Currently d_store supports reading and writing comma separated value files. It can only store and read D_VALUE_INT and D_VALUE_STRING from there. Support for D_VALUE_DOUBLE and D_VALUE_UINT is upcoming.

It can however import these files from many flavours, like tab separated, with or without quotes, etc.

So to 'simulate' a persistant store, just make sure to open a .csv file, and save it at regular intervals, preferably save to a new temp file, then on success, move the new file over the old file. That should be more then sufficient data persistant for most uses.

Use d_store_to_csv(file) to save and d_store_from_csv(store, file) to load.
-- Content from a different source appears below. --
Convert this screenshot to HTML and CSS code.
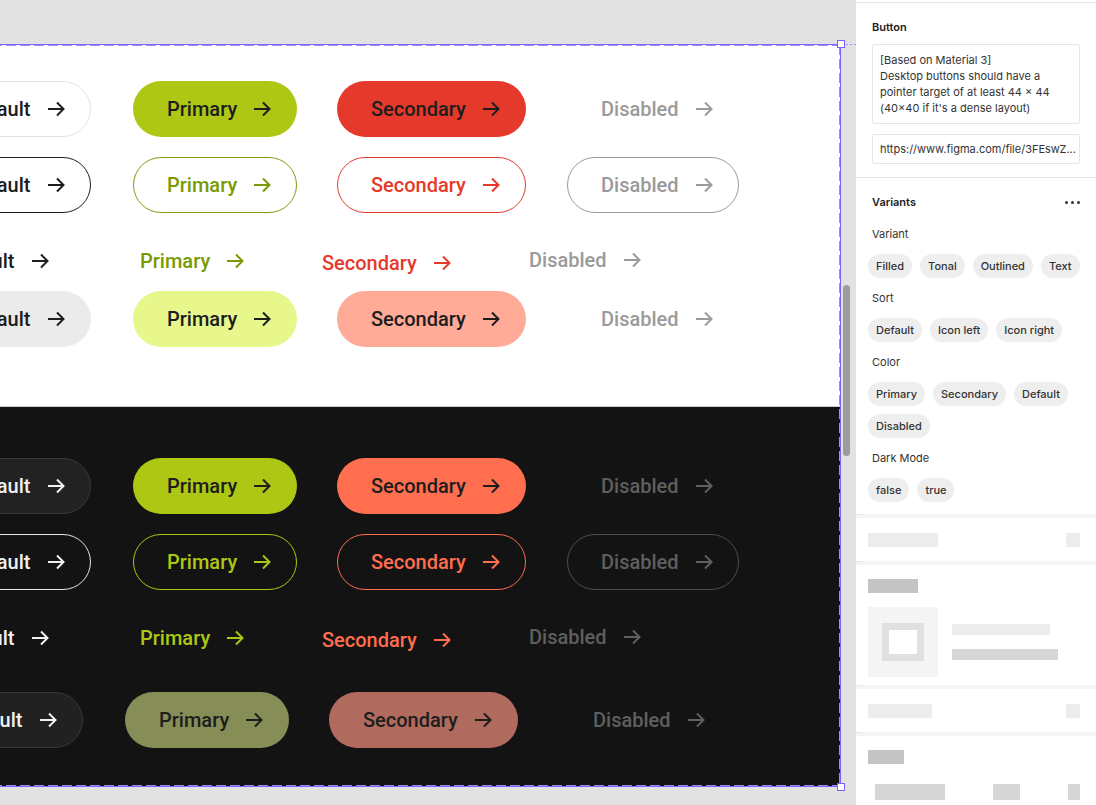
FILE: index.html
```html
<!DOCTYPE html>
<html lang="en">
<head>
<meta charset="utf-8">
<title>Button variants</title>
<link rel="stylesheet" href="styles.css">
</head>
<body>
<div class="app">
  <main class="canvas">
    <div class="frame">
      <section class="mode light">
        <div class="row">
          <span class="btn l-def-filled">Default<svg class="arr" viewBox="0 0 18 16"><path d="M1 8H16.5M10 1.5L16.5 8L10 14.5"/></svg></span>
          <span class="btn pri-filled">Primary<svg class="arr" viewBox="0 0 18 16"><path d="M1 8H16.5M10 1.5L16.5 8L10 14.5"/></svg></span>
          <span class="btn l-sec-filled">Secondary<svg class="arr" viewBox="0 0 18 16"><path d="M1 8H16.5M10 1.5L16.5 8L10 14.5"/></svg></span>
          <span class="btn l-dis">Disabled<svg class="arr" viewBox="0 0 18 16"><path d="M1 8H16.5M10 1.5L16.5 8L10 14.5"/></svg></span>
        </div>
        <div class="row gap">
          <span class="btn l-def-out">Default<svg class="arr" viewBox="0 0 18 16"><path d="M1 8H16.5M10 1.5L16.5 8L10 14.5"/></svg></span>
          <span class="btn l-pri-out">Primary<svg class="arr" viewBox="0 0 18 16"><path d="M1 8H16.5M10 1.5L16.5 8L10 14.5"/></svg></span>
          <span class="btn l-sec-out">Secondary<svg class="arr" viewBox="0 0 18 16"><path d="M1 8H16.5M10 1.5L16.5 8L10 14.5"/></svg></span>
          <span class="btn l-dis l-dis-out">Disabled<svg class="arr" viewBox="0 0 18 16"><path d="M1 8H16.5M10 1.5L16.5 8L10 14.5"/></svg></span>
        </div>
        <div class="row text-row gap">
          <span class="btn txt l-def-txt">Default<svg class="arr" viewBox="0 0 18 16"><path d="M1 8H16.5M10 1.5L16.5 8L10 14.5"/></svg></span>
          <span class="btn txt l-pri-txt">Primary<svg class="arr" viewBox="0 0 18 16"><path d="M1 8H16.5M10 1.5L16.5 8L10 14.5"/></svg></span>
          <span class="btn txt l-sec-txt down">Secondary<svg class="arr" viewBox="0 0 18 16"><path d="M1 8H16.5M10 1.5L16.5 8L10 14.5"/></svg></span>
          <span class="btn txt l-dis up">Disabled<svg class="arr" viewBox="0 0 18 16"><path d="M1 8H16.5M10 1.5L16.5 8L10 14.5"/></svg></span>
        </div>
        <div class="row gap-sm">
          <span class="btn l-def-tonal">Default<svg class="arr" viewBox="0 0 18 16"><path d="M1 8H16.5M10 1.5L16.5 8L10 14.5"/></svg></span>
          <span class="btn l-pri-tonal">Primary<svg class="arr" viewBox="0 0 18 16"><path d="M1 8H16.5M10 1.5L16.5 8L10 14.5"/></svg></span>
          <span class="btn l-sec-tonal">Secondary<svg class="arr" viewBox="0 0 18 16"><path d="M1 8H16.5M10 1.5L16.5 8L10 14.5"/></svg></span>
          <span class="btn l-dis">Disabled<svg class="arr" viewBox="0 0 18 16"><path d="M1 8H16.5M10 1.5L16.5 8L10 14.5"/></svg></span>
        </div>
      </section>
      <section class="mode dark">
        <div class="row">
          <span class="btn d-def-filled">Default<svg class="arr" viewBox="0 0 18 16"><path d="M1 8H16.5M10 1.5L16.5 8L10 14.5"/></svg></span>
          <span class="btn pri-filled">Primary<svg class="arr" viewBox="0 0 18 16"><path d="M1 8H16.5M10 1.5L16.5 8L10 14.5"/></svg></span>
          <span class="btn d-sec-filled">Secondary<svg class="arr" viewBox="0 0 18 16"><path d="M1 8H16.5M10 1.5L16.5 8L10 14.5"/></svg></span>
          <span class="btn d-dis">Disabled<svg class="arr" viewBox="0 0 18 16"><path d="M1 8H16.5M10 1.5L16.5 8L10 14.5"/></svg></span>
        </div>
        <div class="row gap">
          <span class="btn d-def-out">Default<svg class="arr" viewBox="0 0 18 16"><path d="M1 8H16.5M10 1.5L16.5 8L10 14.5"/></svg></span>
          <span class="btn d-pri-out">Primary<svg class="arr" viewBox="0 0 18 16"><path d="M1 8H16.5M10 1.5L16.5 8L10 14.5"/></svg></span>
          <span class="btn d-sec-out">Secondary<svg class="arr" viewBox="0 0 18 16"><path d="M1 8H16.5M10 1.5L16.5 8L10 14.5"/></svg></span>
          <span class="btn d-dis d-dis-out">Disabled<svg class="arr" viewBox="0 0 18 16"><path d="M1 8H16.5M10 1.5L16.5 8L10 14.5"/></svg></span>
        </div>
        <div class="row text-row gap">
          <span class="btn txt d-def-txt">Default<svg class="arr" viewBox="0 0 18 16"><path d="M1 8H16.5M10 1.5L16.5 8L10 14.5"/></svg></span>
          <span class="btn txt d-pri-txt">Primary<svg class="arr" viewBox="0 0 18 16"><path d="M1 8H16.5M10 1.5L16.5 8L10 14.5"/></svg></span>
          <span class="btn txt d-sec-txt down">Secondary<svg class="arr" viewBox="0 0 18 16"><path d="M1 8H16.5M10 1.5L16.5 8L10 14.5"/></svg></span>
          <span class="btn txt d-dis up">Disabled<svg class="arr" viewBox="0 0 18 16"><path d="M1 8H16.5M10 1.5L16.5 8L10 14.5"/></svg></span>
        </div>
        <div class="row shifted gap-lg">
          <span class="btn d-def-tonal">Default<svg class="arr" viewBox="0 0 18 16"><path d="M1 8H16.5M10 1.5L16.5 8L10 14.5"/></svg></span>
          <span class="btn d-pri-tonal">Primary<svg class="arr" viewBox="0 0 18 16"><path d="M1 8H16.5M10 1.5L16.5 8L10 14.5"/></svg></span>
          <span class="btn d-sec-tonal">Secondary<svg class="arr" viewBox="0 0 18 16"><path d="M1 8H16.5M10 1.5L16.5 8L10 14.5"/></svg></span>
          <span class="btn d-dis">Disabled<svg class="arr" viewBox="0 0 18 16"><path d="M1 8H16.5M10 1.5L16.5 8L10 14.5"/></svg></span>
        </div>
      </section>
      <span class="handle handle-tr"></span>
      <span class="handle handle-br"></span>
      <span class="guide"></span>
    </div>
    <div class="scrollbar"></div>
  </main>

  <aside class="panel">
    <div class="p-section p-top">
      <div class="p-title">Button</div>
      <div class="p-desc">[Based on Material 3]<br>Desktop buttons should have a pointer target of at least 44 × 44 (40×40 if it's a dense layout)</div>
      <div class="p-link">https://www.figma.com/file/3FEswZ...</div>
    </div>
    <div class="p-section p-variants">
      <div class="p-head"><span class="p-title">Variants</span><span class="dots"><i></i><i></i><i></i></span></div>
      <div class="p-label">Variant</div>
      <div class="chips"><span class="chip">Filled</span><span class="chip">Tonal</span><span class="chip">Outlined</span><span class="chip">Text</span></div>
      <div class="p-label">Sort</div>
      <div class="chips"><span class="chip">Default</span><span class="chip">Icon left</span><span class="chip">Icon right</span></div>
      <div class="p-label">Color</div>
      <div class="chips"><span class="chip">Primary</span><span class="chip">Secondary</span><span class="chip">Default</span><span class="chip">Disabled</span></div>
      <div class="p-label">Dark Mode</div>
      <div class="chips"><span class="chip">false</span><span class="chip">true</span></div>
    </div>
    <div class="sep"></div>
    <div class="blur-sec b1">
      <span class="blk w70"></span><span class="blk w14"></span>
    </div>
    <div class="sep"></div>
    <div class="blur-sec b2">
      <span class="blk w50 blk-dark"></span>
      <div class="b2-body">
        <div class="thumb"><span class="thumb-in"></span></div>
        <div class="b2-lines">
          <span class="blk w98"></span>
          <span class="blk w106 blk-mid"></span>
        </div>
      </div>
    </div>
    <div class="sep"></div>
    <div class="blur-sec b1">
      <span class="blk w64"></span><span class="blk w14"></span>
    </div>
    <div class="sep"></div>
    <div class="blur-sec b4">
      <span class="blk w36 blk-dark"></span>
      <div class="b4-row"><span class="blk w92 blk-mid"></span><span class="blk w36 blk-mid"></span><span class="blk w16 blk-mid"></span></div>
    </div>
  </aside>
</div>
</body>
</html>
```

FILE: styles.css
```css
* { box-sizing: border-box; }
html, body { margin: 0; padding: 0; }
body { width: 1096px; height: 805px; overflow: hidden; background: #e2e2e2; }

.app { display: flex; width: 1096px; height: 805px; }

/* ---------- canvas ---------- */
.canvas {
  position: relative;
  width: 856px;
  flex: 0 0 856px;
  height: 805px;
  overflow: hidden;
  background: #e2e2e2;
}
.frame {
  position: relative;
  margin-left: -120px;
  margin-top: 45px;
  width: 960px;
  height: 741px;
  outline: 1px solid #7b61ff;
  display: flex;
  flex-direction: column;
}
.frame::after {
  content: "";
  position: absolute;
  inset: 0;
  pointer-events: none;
  background:
    repeating-linear-gradient(90deg, #9d8bff 0 10px, transparent 10px 14px) top left / 100% 1px no-repeat,
    repeating-linear-gradient(90deg, #9d8bff 0 10px, transparent 10px 14px) bottom left / 100% 1px no-repeat,
    repeating-linear-gradient(180deg, #9d8bff 0 10px, transparent 10px 14px) top right / 1px 100% no-repeat;
}
.handle {
  position: absolute;
  width: 8px;
  height: 8px;
  background: #fff;
  border: 1px solid #7b61ff;
  z-index: 2;
}
.handle-tr { right: -5px; top: -5px; }
.handle-br { right: -5px; bottom: -5px; }
.guide {
  position: absolute;
  top: -1px;
  left: 966px;
  width: 20px;
  height: 1px;
  background: repeating-linear-gradient(90deg, #9d8bff 0 2px, transparent 2px 4px);
}
.scrollbar {
  position: absolute;
  left: 843px;
  top: 285px;
  width: 7px;
  height: 171px;
  border-radius: 4px;
  background: #9c9c9c;
}

.mode { display: flex; flex-direction: column; }
.light { background: #fff; height: 362px; padding-top: 36px; border-bottom: 1px solid #cdcdcd; }
.dark { background: #131313; flex: 1; padding-top: 51px; }

.row {
  display: grid;
  grid-template-columns: 201px 204px 230px auto;
  padding-left: 52px;
  height: 56px;
  align-items: center;
  justify-items: start;
}
.row.gap { margin-top: 20px; }
.row.gap-sm { margin-top: 2px; }
.row.gap-lg { margin-top: 26px; }
.row.text-row { grid-template-columns: 190px 182px 207px auto; padding-left: 58px; }
.row.shifted { padding-left: 44px; }

.btn {
  display: inline-flex;
  align-items: center;
  gap: 16px;
  height: 56px;
  padding: 0 25px 0 33px;
  border: 1px solid transparent;
  border-radius: 28px;
  font-family: Roboto, "Liberation Sans", sans-serif;
  font-weight: 500;
  font-size: 20px;
  line-height: 24px;
  white-space: nowrap;
  color: #1d1d1d;
}
.btn.txt { height: 40px; padding: 0 12px; border: 0; }
.btn.down { margin-top: 4px; }
.btn.up { margin-bottom: 2px; }

.arr { width: 18px; height: 16px; flex: 0 0 18px; }
.arr path { fill: none; stroke: currentColor; stroke-width: 2; }

/* light */
.l-def-filled { background: #fff; border-color: #e2e2e2; }
.pri-filled { background: #adc714; }
.l-sec-filled { background: #e53a2b; }
.l-dis { color: #9a9a9a; }
.l-def-out { border-color: #1d1d1d; }
.l-pri-out { border-color: #7d9c0e; color: #799a00; }
.l-sec-out { border-color: #e53a2b; color: #e53a2b; }
.l-dis-out { border-color: #9a9a9a; }
.l-def-txt { color: #1d1d1d; }
.l-pri-txt { color: #799a00; }
.l-sec-txt { color: #e53a2b; }
.l-def-tonal { background: #ebebeb; }
.l-pri-tonal { background: #e7f78b; }
.l-sec-tonal { background: #ffab97; }

/* dark */
.d-def-filled { background: #222; border-color: #3a3a3a; color: #f0f0f0; }
.d-sec-filled { background: #ff6e4f; }
.d-dis { color: #5f5f5f; }
.d-def-out { border-color: #e6e6e6; color: #f0f0f0; }
.d-pri-out { border-color: #adc714; color: #adc714; }
.d-sec-out { border-color: #ff6e4f; color: #ff6e4f; }
.d-dis-out { border-color: #4e4e4e; }
.d-def-txt { color: #f0f0f0; }
.d-pri-txt { color: #adc714; }
.d-sec-txt { color: #ff6e4f; }
.d-def-tonal { background: #212121; border-color: #383838; color: #f0f0f0; }
.d-pri-tonal { background: #878d57; }
.d-sec-tonal { background: #b06b5e; }

/* ---------- panel ---------- */
.panel {
  width: 240px;
  flex: 0 0 240px;
  height: 805px;
  background: #fff;
  font-family: Inter, "Noto Sans", sans-serif;
  font-size: 11px;
  line-height: 16px;
  color: #333;
  padding-top: 2px;
  overflow: hidden;
}
.p-section { padding: 0 16px; }
.p-top { border-top: 1px solid #e6e6e6; border-bottom: 1px solid #e6e6e6; padding-top: 16px; padding-bottom: 13px; }
.p-title { font-weight: 600; color: #222; }
.p-desc {
  margin-top: 9px;
  border: 1px solid #e6e6e6;
  border-radius: 2px;
  padding: 7px 7px;
  height: 80px;
  color: #333;
}
.p-link {
  margin-top: 10px;
  border: 1px solid #e6e6e6;
  border-radius: 2px;
  height: 30px;
  padding: 0 7px;
  display: flex;
  align-items: center;
  white-space: nowrap;
}
.p-variants { padding-top: 16px; padding-bottom: 12px; }
.p-head { display: flex; justify-content: space-between; align-items: center; }
.dots { display: flex; gap: 3px; }
.dots i { width: 3px; height: 3px; border-radius: 50%; background: #333; display: block; }
.p-label { margin-top: 16px; }
.chips + .p-label { margin-top: 12px; }
.chips { display: flex; flex-wrap: wrap; gap: 8px; margin-top: 12px; margin-left: -4px; margin-right: -8px; }
.chip {
  height: 24px;
  padding: 0 8px;
  border-radius: 12px;
  background: #eeeeee;
  display: inline-flex;
  align-items: center;
  font-weight: 500;
  color: #333;
}

.sep {
  height: 4px;
  background: linear-gradient(#e6e6e6, #e6e6e6) left top / 6px 1px no-repeat, #f5f5f5;
}
.blur-sec { padding: 0 16px 0 12px; }
.b1 { height: 43px; display: flex; justify-content: space-between; align-items: center; }
.b2 { height: 120px; padding-top: 14px; }
.b4 { height: 70px; padding-top: 14px; }
.blk { display: block; height: 14px; background: #ececec; }
.blk.blk-mid { background: #d6d6d6; }
.blk.blk-dark { background: #c4c4c4; }
.w14 { width: 14px; }
.w16 { width: 16px; }
.w36 { width: 36px; }
.w50 { width: 50px; }
.w64 { width: 64px; }
.w70 { width: 70px; }
.w92 { width: 92px; }
.w98 { width: 98px; }
.w106 { width: 106px; }
.b2-body { display: flex; align-items: center; gap: 14px; margin-top: 14px; }
.thumb {
  width: 70px;
  height: 70px;
  background: #f4f4f4;
  display: flex;
  align-items: center;
  justify-content: center;
}
.thumb-in { width: 42px; height: 38px; border: 7px solid #e0e0e0; background: #fff; }
.b2-lines { display: flex; flex-direction: column; gap: 14px; }
.b2-lines .blk { height: 11px; }
.b4-row { display: flex; gap: 48px; margin-top: 20px; padding-left: 7px; }
.b4-row .blk { height: 16px; }
```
Both functions read or write to a file.


UTF support

D_store uses native c-strings as storage, when using D_TYPE_STRING and therefor does support UTF-8, but not UTF-16 or UTF-32 (due to null chars).

But d_store imposes no real meaning on strings, it will fully support any data type without null chars. And you can always use D_TYPE_DATA for storing any other encoded string. However you cannot save D_TYPE_DATA to .csv files, which is the only format d_store currently can read or write.


tagging

D_store is exceptionally good for tagging. The way to organise your data is:

d_row * item = d_insert(store, D_UINT(0), "item", "test item", 0);
unsigned int item_index = d_row_get_index(item);
d_row_set(item, 1, D_UINT(item_index));

d_insert(store, D_INT(item_index), "tag", "test tag", 0);

Then you can create sets of items that are tagged with things like this:

d_store * all_tags = d_select(store, 2, "tag"); // get all tags

d_store * tag_store = d_select(all_tags, 3, "test tag");
d_store * item_store = d_store_create_empty(tag_store);

d_row * row;
for (row = d_first(tag_store); row; row = d_next(tag_store)) {
    d_store_add_row_with_index(item_store,
        D_TOUINT(d_row_get(row, 1)));
}
d_store_free(tag_store);
d_store_free(all_tags);

This is how you translate from a tag, to the items that are tagged. These items will be in one d_store, you can create many of these and do logical operations on them, like d_and, to select all items that belong to all the selected tags ...


reverse tagging

Doing the reverse of tagging: getting all the tags that a set of items still have in common. This is a bit more tricky, and there may be better ways.

Create a store representing all the tags in the system, and create a new database that contains one tag per row.

Create a d_store representing all rows in the new tag database (our temporal result set). Then per item in your set, translate them in to the rows in the new database, and d_and the item tags and the temporal result store together. You can stop if the temporal result store becomes empty.

After d_and-ing the last item, the tags still left in the temporal result set are shared among the items in the original set.

Alternatively, you can create the new tag database and count the tags you put in there, and only put them there if they are tagged in your result set. Any tag that does not count up to the amount of items in the sub set is not shared.